Aim of the task >> Count every line that has the word "table" in it; give no more than the number.

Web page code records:
┄┄┄┄┄┄┄┄┄┄
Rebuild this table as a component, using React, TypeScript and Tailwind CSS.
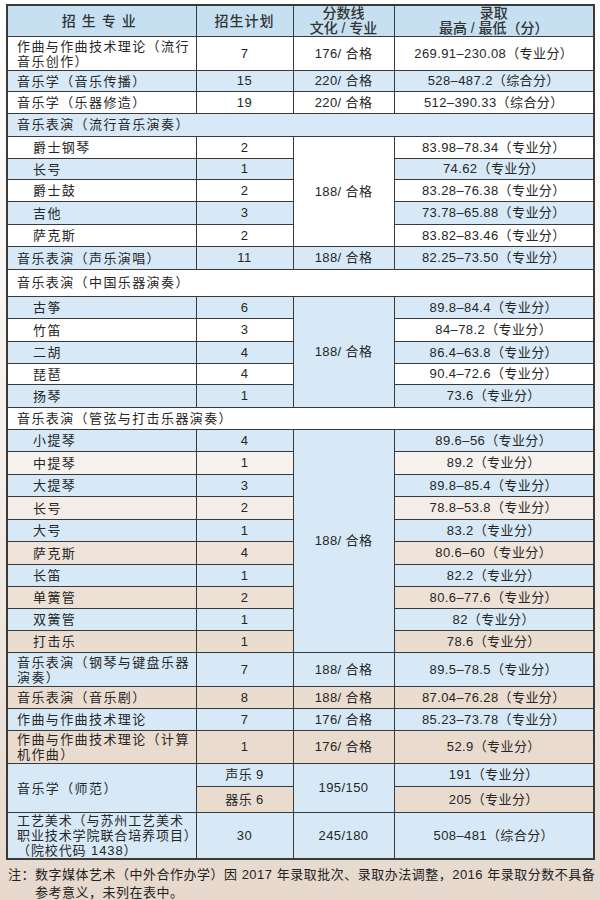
import React from "react";

const font = "font-['Liberation_Sans','Noto_Sans_CJK_SC',sans-serif]";

type Row = {
  name: string;
  plan: string;
  score: string;
  bg: string;
  h: string;
};

const popular: Row[] = [
  { name: "爵士钢琴", plan: "2", score: "83.98–78.34（专业分）", bg: "bg-white", h: "h-[22px]" },
  { name: "长号", plan: "1", score: "74.62（专业分）", bg: "bg-[#d7e9f6]", h: "h-[21px]" },
  { name: "爵士鼓", plan: "2", score: "83.28–76.38（专业分）", bg: "bg-white", h: "h-[22px]" },
  { name: "吉他", plan: "3", score: "73.78–65.88（专业分）", bg: "bg-[#d7e9f6]", h: "h-[23px]" },
  { name: "萨克斯", plan: "2", score: "83.82–83.46（专业分）", bg: "bg-white", h: "h-[22px]" },
];

const chinese: Row[] = [
  { name: "古筝", plan: "6", score: "89.8–84.4（专业分）", bg: "bg-[#d7e9f6]", h: "h-[22px]" },
  { name: "竹笛", plan: "3", score: "84–78.2（专业分）", bg: "bg-white", h: "h-[23px]" },
  { name: "二胡", plan: "4", score: "86.4–63.8（专业分）", bg: "bg-[#d7e9f6]", h: "h-[22px]" },
  { name: "琵琶", plan: "4", score: "90.4–72.6（专业分）", bg: "bg-white", h: "h-[21px]" },
  { name: "扬琴", plan: "1", score: "73.6（专业分）", bg: "bg-[#d7e9f6]", h: "h-[23px]" },
];

const orchestra: Row[] = [
  { name: "小提琴", plan: "4", score: "89.6–56（专业分）", bg: "bg-[#d7e9f6]", h: "h-[22px]" },
  { name: "中提琴", plan: "1", score: "89.2（专业分）", bg: "bg-[#f7f2ee]", h: "h-[23px]" },
  { name: "大提琴", plan: "3", score: "89.8–85.4（专业分）", bg: "bg-[#d7e9f6]", h: "h-[22px]" },
  { name: "长号", plan: "2", score: "78.8–53.8（专业分）", bg: "bg-[#f4ece6]", h: "h-[23px]" },
  { name: "大号", plan: "1", score: "83.2（专业分）", bg: "bg-[#d7e9f6]", h: "h-[22px]" },
  { name: "萨克斯", plan: "4", score: "80.6–60（专业分）", bg: "bg-[#efe3da]", h: "h-[23px]" },
  { name: "长笛", plan: "1", score: "82.2（专业分）", bg: "bg-[#d7e9f6]", h: "h-[22px]" },
  { name: "单簧管", plan: "2", score: "80.6–77.6（专业分）", bg: "bg-[#ede0d5]", h: "h-[22px]" },
  { name: "双簧管", plan: "1", score: "82（专业分）", bg: "bg-[#d7e9f6]", h: "h-[22px]" },
  { name: "打击乐", plan: "1", score: "78.6（专业分）", bg: "bg-[#ebdcd0]", h: "h-[22px]" },
];

const td = "border border-[#3a3a3a] p-0 align-middle";

// explicit line breaks in names, so wrapping matches the print
function NameCell({ lines, sub, rowSpan }: { lines: string[]; sub?: boolean; rowSpan?: number }) {
  return (
    <td
      rowSpan={rowSpan}
      className={`${td} text-left leading-[15px] tracking-[1.4px] whitespace-nowrap ${sub ? "pl-[25px]" : "pl-[9px]"}`}
    >
      {lines.map((l, i) => (
        <div key={i}>{l}</div>
      ))}
    </td>
  );
}

function C({ children, className = "", rowSpan }: { children?: React.ReactNode; className?: string; rowSpan?: number }) {
  return (
    <td rowSpan={rowSpan} className={`${td} text-center tracking-[0.4px] ${className}`}>
      {children}
    </td>
  );
}

function Group({ title, titleBg, rows, lineBg, titleH }: { title: string; titleBg: string; rows: Row[]; lineBg: string; titleH: string }) {
  return (
    <>
      <tr className={`${titleH} ${titleBg}`}>
        <td colSpan={4} className={`${td} pl-[9px] text-left tracking-[1.4px]`}>
          {title}
        </td>
      </tr>
      {rows.map((r, i) => (
        <tr key={r.name + i} className={`${r.h} ${r.bg}`}>
          <NameCell lines={[r.name]} sub />
          <C>{r.plan}</C>
          {i === 0 && (
            <C rowSpan={rows.length} className={lineBg}>
              188/ 合格
            </C>
          )}
          <C>{r.score}</C>
        </tr>
      ))}
    </>
  );
}

export default function App() {
  return (
    <div className={`${font} relative w-[600px] h-[900px] overflow-hidden bg-gradient-to-b from-white via-[#f6f0eb] to-[#e6d8cc] text-[13px] text-[#262626]`}>
      <div className="pt-[4px] pl-[6px]">
        <table className="w-[587px] table-fixed border-collapse border-2 border-[#3a3a3a]">
          <colgroup>
            <col className="w-[189px]" />
            <col className="w-[97px]" />
            <col className="w-[101px]" />
            <col className="w-[200px]" />
          </colgroup>
          <tbody>
            <tr className="h-[31px] bg-[#c6e0f2] text-[14px] font-medium text-[#333]">
              <td className={`${td} text-center tracking-[6px]`}>招生专业</td>
              <td className={`${td} text-center tracking-[1px]`}>招生计划</td>
              <td className={`${td} text-center leading-[15px]`}>
                分数线
                <br />
                文化 / 专业
              </td>
              <td className={`${td} text-center leading-[15px]`}>
                录取
                <br />
                最高 / 最低（分）
              </td>
            </tr>

            <tr className="h-[34px] bg-white">
              <NameCell lines={["作曲与作曲技术理论（流行", "音乐创作）"]} />
              <C>7</C>
              <C>176/ 合格</C>
              <C>269.91–230.08（专业分）</C>
            </tr>
            <tr className="h-[21px] bg-[#d7e9f6]">
              <NameCell lines={["音乐学（音乐传播）"]} />
              <C>15</C>
              <C>220/ 合格</C>
              <C>528–487.2（综合分）</C>
            </tr>
            <tr className="h-[22px] bg-white">
              <NameCell lines={["音乐学（乐器修造）"]} />
              <C>19</C>
              <C>220/ 合格</C>
              <C>512–390.33（综合分）</C>
            </tr>

            <Group title="音乐表演（流行音乐演奏）" titleBg="bg-[#d7e9f6]" titleH="h-[23px]" rows={popular} lineBg="bg-white" />

            <tr className="h-[23px] bg-[#d7e9f6]">
              <NameCell lines={["音乐表演（声乐演唱）"]} />
              <C>11</C>
              <C>188/ 合格</C>
              <C>82.25–73.50（专业分）</C>
            </tr>

            <Group title="音乐表演（中国乐器演奏）" titleBg="bg-white" titleH="h-[27px]" rows={chinese} lineBg="bg-[#d7e9f6]" />

            <Group title="音乐表演（管弦与打击乐器演奏）" titleBg="bg-white" titleH="h-[22px]" rows={orchestra} lineBg="bg-[#d7e9f6]" />

            <tr className="h-[34px] bg-[#d7e9f6]">
              <NameCell lines={["音乐表演（钢琴与键盘乐器", "演奏）"]} />
              <C>7</C>
              <C>188/ 合格</C>
              <C>89.5–78.5（专业分）</C>
            </tr>
            <tr className="h-[22px] bg-[#ebdcd0]">
              <NameCell lines={["音乐表演（音乐剧）"]} />
              <C>8</C>
              <C>188/ 合格</C>
              <C>87.04–76.28（专业分）</C>
            </tr>
            <tr className="h-[22px] bg-[#d7e9f6]">
              <NameCell lines={["作曲与作曲技术理论"]} />
              <C>7</C>
              <C>176/ 合格</C>
              <C>85.23–73.78（专业分）</C>
            </tr>
            <tr className="h-[33px] bg-[#eadbcf]">
              <NameCell lines={["作曲与作曲技术理论（计算", "机作曲）"]} />
              <C>1</C>
              <C>176/ 合格</C>
              <C>52.9（专业分）</C>
            </tr>
            <tr className="h-[23px] bg-[#d7e9f6]">
              <NameCell rowSpan={2} lines={["音乐学（师范）"]} />
              <C>声乐 9</C>
              <C rowSpan={2}>195/150</C>
              <C>191（专业分）</C>
            </tr>
            <tr className="h-[26px] bg-[#eadbcf]">
              <C>器乐 6</C>
              <C>205（专业分）</C>
            </tr>
            <tr className="h-[46px] bg-[#d7e9f6]">
              <td className={`${td} pl-[9px] text-left leading-[15px] tracking-[0.9px] whitespace-nowrap`}>
                <div>工艺美术（与苏州工艺美术</div>
                <div>职业技术学院联合培养项目）</div>
                <div>（院校代码 1438）</div>
              </td>
              <C>30</C>
              <C>245/180</C>
              <C>508–481（综合分）</C>
            </tr>
          </tbody>
        </table>
      </div>

      <div className="mt-[6px] pl-[8px] text-[13px] leading-[18px] tracking-[0.5px] text-[#222] whitespace-nowrap">
        <div className="flex">
          <span className="shrink-0">注：</span>
          <span>
            数字媒体艺术（中外合作办学）因 2017 年录取批次、录取办法调整，2016 年录取分数不具备
            <br />
            参考意义，未列在表中。
          </span>
        </div>
      </div>
    </div>
  );
}
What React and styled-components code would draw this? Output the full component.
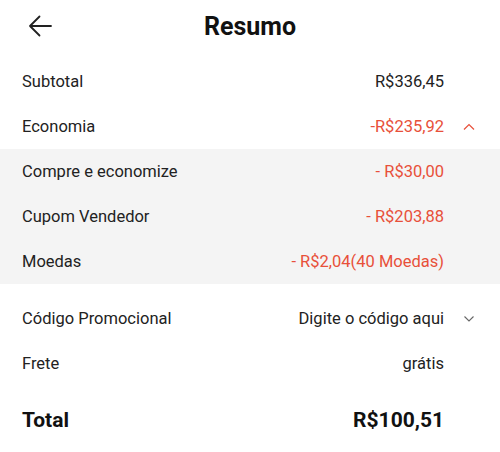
import styled, { createGlobalStyle } from "styled-components";

const GlobalStyle = createGlobalStyle`
  body {
    margin: 0;
    background: #ffffff;
    font-family: Roboto, "Liberation Sans", sans-serif;
    color: #222222;
  }
`;

const RED = "#e8503a";

export default function App() {
  return (
    <Page>
      <GlobalStyle />
      <Header>
        <BackButton type="button" aria-label="Voltar">
          <svg width="24" height="22" viewBox="0 0 24 22" fill="none">
            <path
              d="M23 11H2M11.5 1.5L2 11l9.5 9.5"
              stroke="#222"
              strokeWidth="1.8"
              strokeLinecap="round"
              strokeLinejoin="round"
            />
          </svg>
        </BackButton>
        <Title>Resumo</Title>
        <span />
      </Header>

      <Section>
        <Row>
          <Label>Subtotal</Label>
          <Value>R$336,45</Value>
          <Icon />
        </Row>
        <Row>
          <Label>Economia</Label>
          <Value $red>-R$235,92</Value>
          <Icon>
            <svg width="12" height="8" viewBox="0 0 12 8" fill="none">
              <path d="M1 6.5L6 1.5l5 5" stroke={RED} strokeWidth="1.2" />
            </svg>
          </Icon>
        </Row>
      </Section>

      <Band>
        <Row>
          <Label>Compre e economize</Label>
          <Value $red>- R$30,00</Value>
          <Icon />
        </Row>
        <Row>
          <Label>Cupom Vendedor</Label>
          <Value $red>- R$203,88</Value>
          <Icon />
        </Row>
        <Row>
          <Label>Moedas</Label>
          <Value $red>- R$2,04(40 Moedas)</Value>
          <Icon />
        </Row>
      </Band>

      <Section $top={12}>
        <Row>
          <Label>Código Promocional</Label>
          <Value>Digite o código aqui</Value>
          <Icon>
            <svg width="12" height="8" viewBox="0 0 12 8" fill="none">
              <path d="M1.5 1.5l4.5 4.5 4.5-4.5" stroke="#666" strokeWidth="1.1" />
            </svg>
          </Icon>
        </Row>
        <Row>
          <Label>Frete</Label>
          <Value>grátis</Value>
          <Icon />
        </Row>
        <TotalRow>
          <TotalText>Total</TotalText>
          <TotalText $right>R$100,51</TotalText>
          <Icon />
        </TotalRow>
      </Section>
    </Page>
  );
}

const Page = styled.div`
  width: 500px;
  height: 452px;
  background: #ffffff;
  overflow: hidden;
`;

const Header = styled.header`
  display: grid;
  grid-template-columns: 1fr auto 1fr;
  align-items: center;
  height: 52px;
  margin-bottom: 7px;
`;

const BackButton = styled.button`
  justify-self: start;
  display: flex;
  align-items: center;
  background: none;
  border: none;
  padding: 0 0 0 28px;
  cursor: pointer;
`;

const Title = styled.h1`
  margin: 0;
  font-size: 25px;
  font-weight: 700;
  color: #111;
`;

const Section = styled.div`
  padding-top: ${(p) => p.$top || 0}px;
`;

const Band = styled.div`
  background: #f4f4f4;
`;

const Row = styled.div`
  display: grid;
  grid-template-columns: 1fr auto 34px;
  align-items: center;
  height: 45px;
  padding: 0 22px;
  font-size: 16.5px;
`;

const Label = styled.span`
  color: #222;
`;

const Value = styled.span`
  text-align: right;
  color: ${(p) => (p.$red ? RED : "#222")};
`;

const Icon = styled.span`
  display: flex;
  justify-content: flex-end;
  align-items: center;
  padding-right: 3px;
`;

const TotalRow = styled(Row)`
  height: 50px;
  margin-top: 9px;
`;

const TotalText = styled.span`
  font-size: 21px;
  font-weight: 700;
  color: #111;
  text-align: ${(p) => (p.$right ? "right" : "left")};
`;
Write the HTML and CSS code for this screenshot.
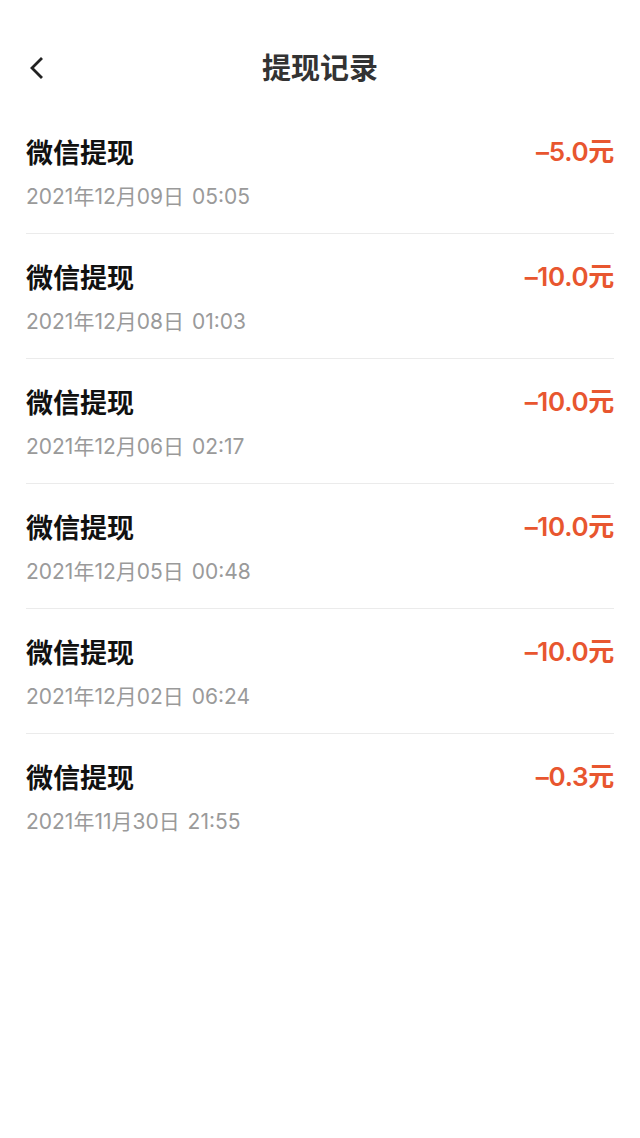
FILE: index.html
```html
<!DOCTYPE html>
<html lang="zh-CN">
<head>
<meta charset="utf-8">
<link rel="stylesheet" href="styles.css">
</head>
<body>
<div class="page">
  <header class="nav">
    <span class="back">
      <svg width="16" height="22" viewBox="0 0 16 22"><path d="M12 2 L3 11 L12 20" fill="none" stroke="#222" stroke-width="2.8" stroke-linecap="square"/></svg>
    </span>
    <h1 class="nav-title">提现记录</h1>
  </header>
  <ul class="list">
    <li class="item"><div class="row"><span class="name">微信提现</span><span class="amount">–5.0元</span></div><div class="date">2021年12月09日 05:05</div></li>
    <li class="item"><div class="row"><span class="name">微信提现</span><span class="amount">–10.0元</span></div><div class="date">2021年12月08日 01:03</div></li>
    <li class="item"><div class="row"><span class="name">微信提现</span><span class="amount">–10.0元</span></div><div class="date">2021年12月06日 02:17</div></li>
    <li class="item"><div class="row"><span class="name">微信提现</span><span class="amount">–10.0元</span></div><div class="date">2021年12月05日 00:48</div></li>
    <li class="item"><div class="row"><span class="name">微信提现</span><span class="amount">–10.0元</span></div><div class="date">2021年12月02日 06:24</div></li>
    <li class="item last"><div class="row"><span class="name">微信提现</span><span class="amount">–0.3元</span></div><div class="date">2021年11月30日 21:55</div></li>
  </ul>
</div>
</body>
</html>
```
FILE: styles.css
```css
html, body {
  margin: 0;
  padding: 0;
  background: #fff;
}
body {
  font-family: "Noto Sans CJK SC", "Noto Sans", sans-serif;
  width: 640px;
  height: 1138px;
}
.nav {
  position: relative;
  height: 109px;
  padding-top: 46px;
  box-sizing: border-box;
  text-align: center;
}
.back {
  position: absolute;
  left: 29px;
  top: 57px;
  width: 16px;
  height: 22px;
  display: block;
}
.back svg { display: block; }
.nav-title {
  margin: 0;
  font-size: 29px;
  font-weight: 700;
  color: #333;
  line-height: 40px;
}
.list {
  list-style: none;
  margin: 0 26px;
  padding: 0;
}
.item {
  height: 125px;
  box-sizing: border-box;
  border-bottom: 1.5px solid #ebebeb;
  padding-top: 24px;
}
.item.last { border-bottom: none; }
.row {
  display: flex;
  justify-content: space-between;
  align-items: center;
  height: 38px;
}
.name {
  font-size: 27px;
  font-weight: 700;
  color: #111;
  line-height: 38px;
}
.amount {
  font-family: "Inter", "Noto Sans CJK SC", sans-serif;
  font-size: 26px;
  font-weight: 600;
  color: #e8562f;
  line-height: 38px;
  letter-spacing: -0.3px;
}
.date {
  margin-top: 12px;
  font-family: "Inter", "Noto Sans CJK SC", sans-serif;
  font-size: 21px;
  color: #9a9a9a;
  line-height: 28px;
  word-spacing: 2px;
}
```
┄┄┄┄┄┄┄┄┄┄
Result for this task >> 3